OpenAI API Key:··········


In [7]:
from langchain.retrievers import EnsembleRetriever
from langchain_community.retrievers import BM25Retriever
from langchain_community.vectorstores import FAISS
from langchain_openai import OpenAIEmbeddings

# 文档列表
doc_list_1 = [
    "I like apples",
    "I like oranges",
    "Apples and oranges are fruits",
]

# 初始化BM25检索器
bm25_retriever = BM25Retriever.from_texts(
    doc_list_1, metadatas=[{"source": 1}] * len(doc_list_1)
)
bm25_retriever.k = 2

doc_list_2 = [
    "You like apples",
    "You like oranges",
]

embedding = OpenAIEmbeddings()
faiss_vectorstore = FAISS.from_texts(
    doc_list_2, embedding, metadatas=[{"source": 2}] * len(doc_list_2)
)

# 初始化FAISS检索器
faiss_retriever = faiss_vectorstore.as_retriever(search_kwargs={"k": 2})

# 初始化Ensemble Retriever
ensemble_retriever = EnsembleRetriever(
    retrievers=[bm25_retriever, faiss_retriever], weights=[0.5, 0.5]
)

# 使用Ensemble Retriever
docs = ensemble_retriever.invoke("apples")
print(docs)

[Document(page_content='I like apples', metadata={'source': 1}), Document(page_content='You like apples', metadata={'source': 2}), Document(page_content='Apples and oranges are fruits', metadata={'source': 1}), Document(page_content='You like oranges', metadata={'source': 2})]


# 运行时配置
我们还可以在运行时配置检索器。
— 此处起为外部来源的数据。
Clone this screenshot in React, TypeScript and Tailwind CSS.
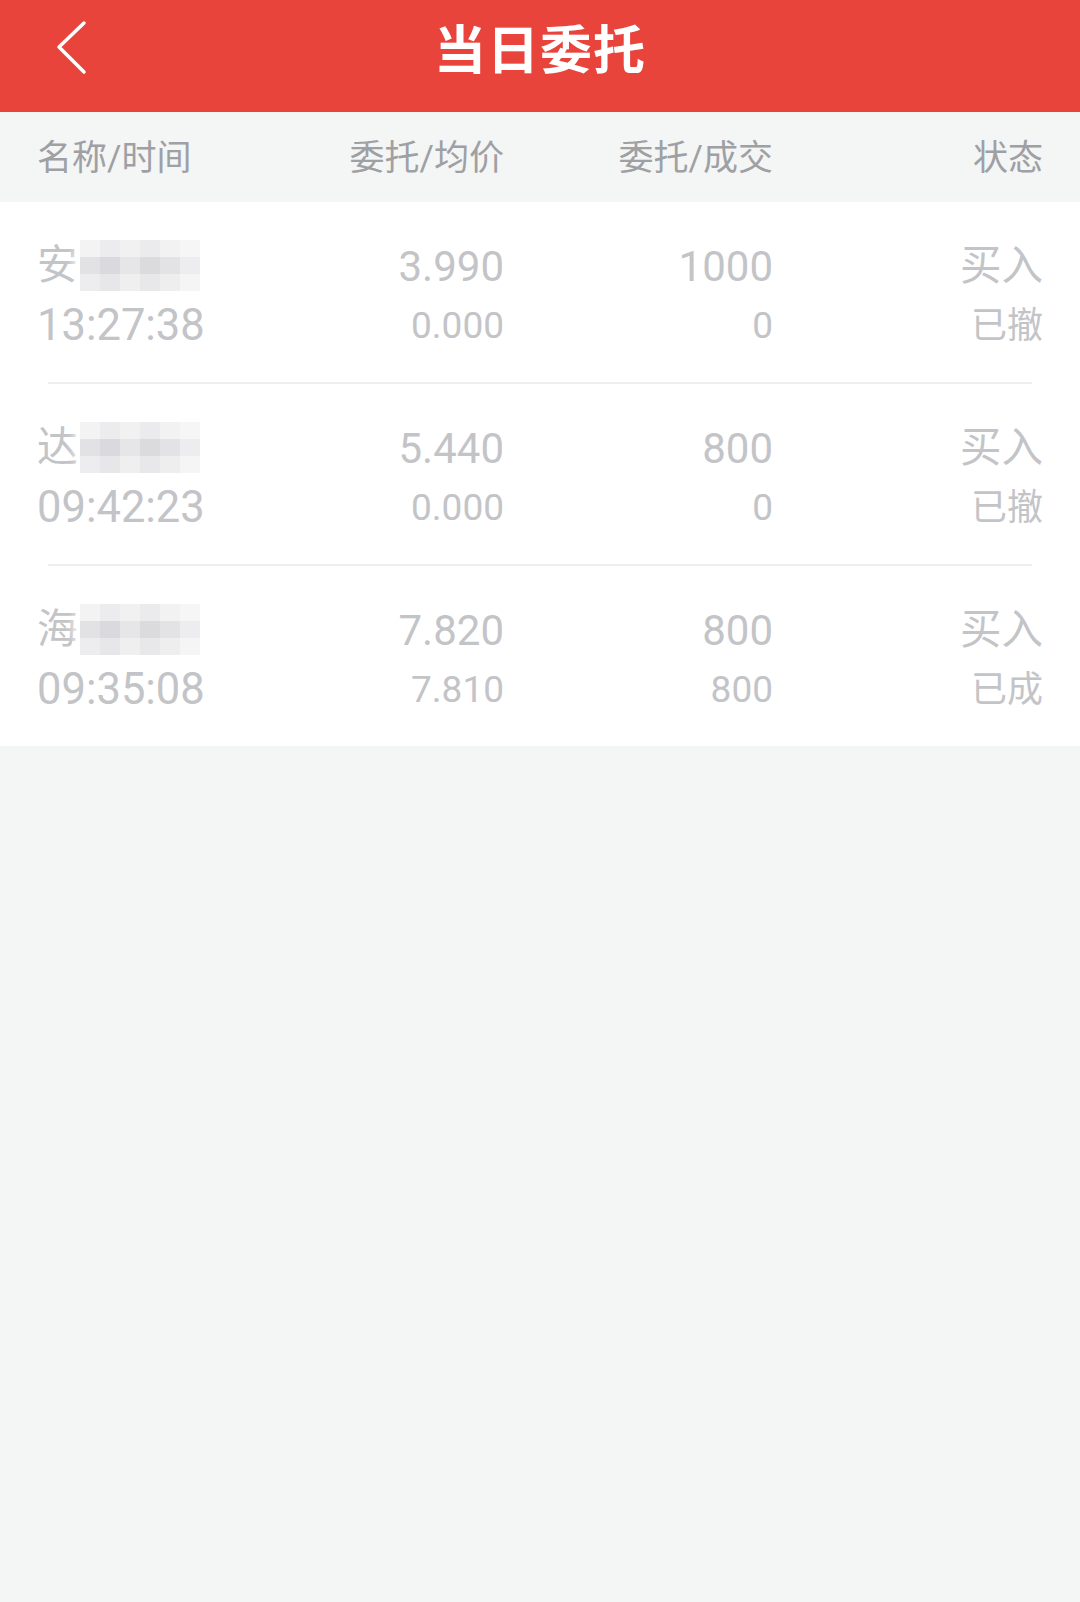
import React from "react";

const ORDERS = [
  { name: "安", time: "13:27:38", price: "3.990", avg: "0.000", qty: "1000", deal: "0", side: "买入", status: "已撤" },
  { name: "达", time: "09:42:23", price: "5.440", avg: "0.000", qty: "800", deal: "0", side: "买入", status: "已撤" },
  { name: "海", time: "09:35:08", price: "7.820", avg: "7.810", qty: "800", deal: "800", side: "买入", status: "已成" },
];

const FONT = { fontFamily: "Roboto, 'Noto Sans CJK SC', sans-serif" };

// pixelated blur over the stock name
const Mosaic = () => {
  const shades = [
    ["#f3f3f4", "#ececee", "#f1f1f2", "#ebebed", "#f2f2f3", "#f6f6f7"],
    ["#e2e2e4", "#dadade", "#e6e6e8", "#dbdbde", "#e3e3e5", "#ededef"],
    ["#ededef", "#e7e7e9", "#efeff0", "#e8e8ea", "#eeeeef", "#f5f5f6"],
  ];
  return (
    <div className="relative ml-[2px] h-[52px] w-[200px]">
      <div className="absolute left-[-6px] top-[-10px] h-[66px] w-[210px] rounded-[33px] bg-white blur-[4px]" />
      <div className="absolute left-0 top-0 flex flex-col">
        {shades.map((row, i) => (
          <div key={i} className="flex">
            {row.map((c, j) => (
              <div key={j} className="h-[17px] w-[20px]" style={{ backgroundColor: c }} />
            ))}
          </div>
        ))}
      </div>
    </div>
  );
};

export default function App() {
  return (
    <div className="min-h-[1602px] w-[1080px] bg-[#f4f5f5]" style={FONT}>
      <header className="relative flex h-[112px] items-center justify-center bg-[#e9443c]">
        <svg className="absolute left-[52px] top-[18px]" width="40" height="60" viewBox="0 0 40 60">
          <path d="M32 5 L7 29 L32 54" fill="none" stroke="white" strokeWidth="3.5" strokeLinecap="round" strokeLinejoin="round" />
        </svg>
        <h1 className="-mt-[8px] text-[52px] font-bold tracking-[1px] text-white">当日委托</h1>
      </header>

      <div className="flex h-[90px] items-center px-[37px] pt-[4px] text-[35px] text-[#9ea0a4]">
        <div className="w-[201px]">名称/时间</div>
        <div className="w-[266px] text-right">委托/均价</div>
        <div className="w-[269px] text-right">委托/成交</div>
        <div className="w-[270px] text-right">状态</div>
      </div>

      <div className="bg-white">
        {ORDERS.map((o, i) => (
          <div key={i}>
            <div className="flex h-[180px] flex-col px-[37px] pt-[34px] text-[#c3c4c7]">
              <div className="flex h-[60px] items-center">
                <div className="flex w-[201px] items-center text-[41px]">
                  <span>{o.name}</span>
                  <Mosaic />
                </div>
                <div className="w-[266px] text-right text-[42px]">{o.price}</div>
                <div className="w-[269px] text-right text-[42px]">{o.qty}</div>
                <div className="w-[270px] text-right text-[41.5px]">{o.side}</div>
              </div>
              <div className="flex h-[60px] items-center">
                <div className="w-[201px] text-[43.5px]">{o.time}</div>
                <div className="w-[266px] text-right text-[37px]">{o.avg}</div>
                <div className="w-[269px] text-right text-[37px]">{o.deal}</div>
                <div className="w-[270px] text-right text-[36px]">{o.status}</div>
              </div>
            </div>
            {i < ORDERS.length - 1 && <div className="mx-[48px] h-[2px] bg-[#eeeeee]" />}
          </div>
        ))}
      </div>
    </div>
  );
}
为了做到这点，我们需要将字段标记为可配置的：

In [8]:
from langchain_core.runnables import ConfigurableField

# 配置FAISS检索器
faiss_retriever = faiss_vectorstore.as_retriever(
    search_kwargs={"k": 2}
).configurable_fields(
    search_kwargs=ConfigurableField(
        id="search_kwargs_faiss",
        name="Search Kwargs",
        description="The search kwargs to use",
    )
)

ensemble_retriever = EnsembleRetriever(
    retrievers=[bm25_retriever, faiss_retriever], weights=[0.5, 0.5]
)

# 运行时修改配置
config = {"configurable": {"search_kwargs_faiss": {"k": 1}}}
docs = ensemble_retriever.invoke("apples", config=config)
print(docs)

[Document(page_content='I like apples', metadata={'source': 1}), Document(page_content='You like apples', metadata={'source': 2}), Document(page_content='Apples and oranges are fruits', metadata={'source': 1})]